利用时间分辨相干反斯托克斯拉曼散射技术研究光催化产氢反应动力学

基于飞秒再生放大器及飞秒光学参量放大器输出的激光脉冲, 搭建了宽带时间分辨相干反斯托克斯拉曼散射(CARS)测试装置, 并利用该装置研究了氢气与空气混合气体中氢气的相对含量, 探测相对延时与CARS光谱之间的关系. 通过调整延时, 获得了无非共振背景干扰的氢气CARS信号. 实验中测得的CARS信号强度与氢气浓度(分压)的平方呈良好的线性关系, 符合CARS理论预测. 同时测得的实验数据的信噪比表明: 在当前的实验条件下, 在氢气与空气混合气的总压为0.1 MPa时, 该装置可以对氢气的浓度进行测量, 且其检测极限可低至0.2%. 本文还利用该装置对三联吡啶苯乙炔Pt 配合物-Co 配合物-三乙醇胺(TEOA)的三元化学催化体系的产氢动力学行为进行了研究, 通过改变pH值讨论了该催化体系的产氢动力学机制. 结果表明过高的质子浓度会降低体系的产氢效率, 这可能是因为在酸性条件下, 作为质子和电子供体的三乙醇胺分解被抑制, 电子供应中断, 导致产氢反应的停止.

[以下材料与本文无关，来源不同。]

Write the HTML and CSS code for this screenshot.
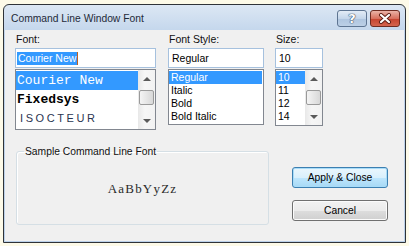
FILE: index.html
```html
<!DOCTYPE html>
<html lang="en">
<head>
    <meta charset="UTF-8">
    <title>Command Line Window Font</title>
    <link rel="stylesheet" href="styles.css">
</head>
<body>
    <div class="window">
        <div class="titlebar">
            <span class="title">Command Line Window Font</span>
            <div class="caption-buttons">
                <button class="cap help">?</button>
                <button class="cap close">
                    <svg width="14" height="11" viewBox="0 0 14 11">
                        <path d="M3 2 L11 9 M11 2 L3 9" stroke="#5b1d14" stroke-width="4" stroke-linecap="round"/>
                        <path d="M3 2 L11 9 M11 2 L3 9" stroke="#fff" stroke-width="2.2" stroke-linecap="round"/>
                    </svg>
                </button>
            </div>
        </div>

        <div class="client">
            <div class="pickers">
                <div class="picker col-font">
                    <label class="field-label">Font:</label>
                    <div class="edit edit-font"><span class="selected-text">Courier New</span><span class="caret"></span></div>
                    <div class="list font-list">
                        <ul>
                            <li class="selected courier">Courier New</li>
                            <li class="fixedsys">Fixedsys</li>
                            <li class="isocteur">ISOCTEUR</li>
                        </ul>
                        <div class="scrollbar">
                            <div class="arrow up"></div>
                            <div class="track"><div class="thumb"></div></div>
                            <div class="arrow down"></div>
                        </div>
                    </div>
                </div>

                <div class="picker col-style">
                    <label class="field-label">Font Style:</label>
                    <div class="edit">Regular</div>
                    <div class="list style-list">
                        <ul>
                            <li class="selected">Regular</li>
                            <li>Italic</li>
                            <li>Bold</li>
                            <li>Bold Italic</li>
                        </ul>
                    </div>
                </div>

                <div class="picker col-size">
                    <label class="field-label">Size:</label>
                    <div class="edit">10</div>
                    <div class="list size-list">
                        <ul>
                            <li class="selected">10</li>
                            <li>11</li>
                            <li>12</li>
                            <li>14</li>
                        </ul>
                        <div class="scrollbar">
                            <div class="arrow up"></div>
                            <div class="track"><div class="thumb"></div></div>
                            <div class="arrow down"></div>
                        </div>
                    </div>
                </div>
            </div>

            <div class="bottom">
                <fieldset class="sample">
                    <legend>Sample Command Line Font</legend>
                    <div class="sample-text">AaBbYyZz</div>
                </fieldset>
                <div class="actions">
                    <button class="btn btn-default">Apply &amp; Close</button>
                    <button class="btn">Cancel</button>
                </div>
            </div>
        </div>
    </div>
</body>
</html>
```

FILE: styles.css
```css
* {
    margin: 0;
    padding: 0;
    box-sizing: border-box;
}
body {
    font-family: "Liberation Sans", Arial, sans-serif;
    font-size: 10.5px;
    background-color: #fdfae8;
    color: #000;
}
.window {
    margin: 4px 0 0 3px;
    width: 403px;
    height: 239px;
    border: 1px solid #2f3338;
    border-radius: 6px 6px 0 0;
    background: linear-gradient(#dce7f4, #c0d4eb 30px, #bcd1e9);
    padding: 0 1px 1px;
    display: flex;
    flex-direction: column;
}
.titlebar {
    height: 25px;
    display: flex;
    align-items: center;
    justify-content: space-between;
    padding: 0 4px 0 6px;
}
.title {
    font-size: 10.3px;
    color: #1e2a38;
    margin-top: 1px;
}
.caption-buttons {
    display: flex;
    gap: 3px;
    margin-top: 1px;
}
.cap {
    width: 30px;
    height: 17px;
    border-radius: 3px;
    display: flex;
    align-items: center;
    justify-content: center;
    font-family: "DejaVu Sans", sans-serif;
}
.help {
    border: 1px solid #5e7592;
    background: linear-gradient(#e3ecf6, #c4d6ea 50%, #aec5df 51%, #bcd0e6);
    color: #fff;
    font-size: 13px;
    font-weight: bold;
    text-shadow: 0 0 1px #34465e, 0 0 1px #34465e, 0 0 1px #34465e;
}
.close {
    border: 1px solid #6e2c22;
    background: linear-gradient(#eab3a7, #d8705e 50%, #c5432f 51%, #d4654f);
}
.client {
    flex: 1;
    background-color: #f0f0f0;
    padding: 3px 0 0 10px;
}
.pickers {
    display: flex;
    gap: 12px;
}
.col-font {
    width: 141px;
}
.col-style {
    width: 96px;
}
.col-size {
    width: 48px;
    margin-left: -1px;
}
.field-label {
    display: block;
    height: 13px;
    line-height: 13px;
    margin-bottom: 2px;
    padding-left: 1px;
    color: #111;
}
.edit {
    height: 20px;
    border: 1px solid #a6c1de;
    background-color: #fff;
    padding-left: 3px;
    line-height: 18px;
    display: flex;
    align-items: center;
}
.edit-font {
    padding-left: 1px;
}
.selected-text {
    background-color: #3399ff;
    color: #fff;
    line-height: 13px;
    padding: 0 1px;
}
.caret {
    width: 1px;
    height: 13px;
    background-color: #c06020;
}
.list {
    margin-top: 1px;
    border: 1px solid #828790;
    background-color: #fff;
    display: flex;
    padding: 1px 0 0 0;
}
.list ul {
    list-style: none;
    flex: 1;
}
.list li {
    height: 13px;
    line-height: 13px;
    padding-left: 2px;
    white-space: nowrap;
}
.list li.selected {
    background-color: #3399ff;
    color: #fff;
}
.font-list {
    height: 61px;
}
.font-list li {
    height: 19px;
    line-height: 19px;
    padding-left: 1px;
    font-family: "Liberation Mono", "Courier New", monospace;
    font-size: 13px;
}
.font-list li.fixedsys {
    font-weight: bold;
}
.font-list li.isocteur {
    font-family: "Liberation Sans", Arial, sans-serif;
    font-size: 11px;
    letter-spacing: 2.6px;
    padding-left: 4px;
    color: #2a3550;
}
.style-list {
    height: 56px;
    padding-right: 1px;
}
.size-list {
    height: 57px;
}
.scrollbar {
    width: 17px;
    margin-top: -1px;
    display: flex;
    flex-direction: column;
    background: linear-gradient(90deg, #e8e8e8, #f6f6f6 40%, #f2f2f2);
}
.arrow {
    height: 17px;
    display: flex;
    align-items: center;
    justify-content: center;
}
.arrow.up::before {
    content: "";
    border-left: 4px solid transparent;
    border-right: 4px solid transparent;
    border-bottom: 4px solid #5a5a5a;
}
.arrow.down::before {
    content: "";
    border-left: 4px solid transparent;
    border-right: 4px solid transparent;
    border-top: 4px solid #5a5a5a;
}
.track {
    flex: 1;
    padding-top: 3px;
}
.thumb {
    height: 15px;
    margin: 0 1px;
    border: 1px solid #9a9a9a;
    border-radius: 2px;
    background: linear-gradient(90deg, #f4f4f4, #e6e6e6 50%, #d8d8d8);
}
.bottom {
    display: flex;
    margin-top: 15px;
}
.sample {
    width: 253px;
    height: 80px;
    margin-left: 1px;
    border: 1px solid #d5dfe5;
    border-radius: 3px;
    box-shadow: inset 1px 1px 0 #fff;
    display: flex;
    align-items: center;
    justify-content: center;
}
.sample legend {
    margin-left: 7px;
    padding: 0 1px;
    line-height: 13px;
    font-size: 10.3px;
    color: #111;
}
.sample-text {
    font-family: "Liberation Serif", "Times New Roman", serif;
    font-size: 13px;
    letter-spacing: 1.2px;
    color: #2a2a2a;
    margin-top: -5px;
}
.actions {
    margin: 22px 0 0 23px;
    display: flex;
    flex-direction: column;
    gap: 12px;
}
.btn {
    width: 96px;
    height: 21px;
    border: 1px solid #707070;
    border-radius: 3px;
    background: linear-gradient(#f2f2f2, #ebebeb 50%, #dddddd 51%, #cfcfcf);
    font-family: "Liberation Sans", Arial, sans-serif;
    font-size: 10.3px;
    color: #000;
    box-shadow: inset 0 0 0 1px #fbfbfb;
}
.btn-default {
    border-color: #3c7fb1;
    background: linear-gradient(#eaf6fd, #d9f0fc 50%, #bee6fd 51%, #a7d9f5);
    box-shadow: inset 0 0 0 1px #a8dcf8;
}
```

Application of Time-Resolved Coherent Anti-Stokes Raman Scattering Technique on the Study of Photocatalytic Hydrogen Production Kinetics

Based on the laser pulse output from a femtosecond regenerative amplifier and optical parametric amplifier (OPA), a broadband time-resolved coherent anti-Stokes Raman scattering (CARS) setup was assembled. Using this setup, the relationship of hydrogen CARS spectra to its amount in a mixture with air and the relevant detection time-delay were studied. Hydrogen CARS spectra without nonresonant background interference were obtained by adjusting the detection time-delay. The observed CARS intensity exhibited a linear relationship with the square of hydrogen concentration, which is consistent with the theoretical prediction. The signal-to-noise ratio showed that when the pressure of hydrogen-air mixed gas was 0.1 MPa, the detection limit of our setup was less than 0.2%. Using this setup, the hydrogen production kinetics of a platinum(II) terpyridyl acetylide molecular-cobalt catalysttriethanolamine (TEOA) system was studied. The kinetic mechanism of hydrogen production was discussed by considering the effect of changing pH. The results indicate that a high proton concentration will reduce the hydrogen production efficiency. This can be attributed to the inhibition of hydrolysis of TEOA under acidic conditions, because it is the electron and proton donor in this hydrogen production system.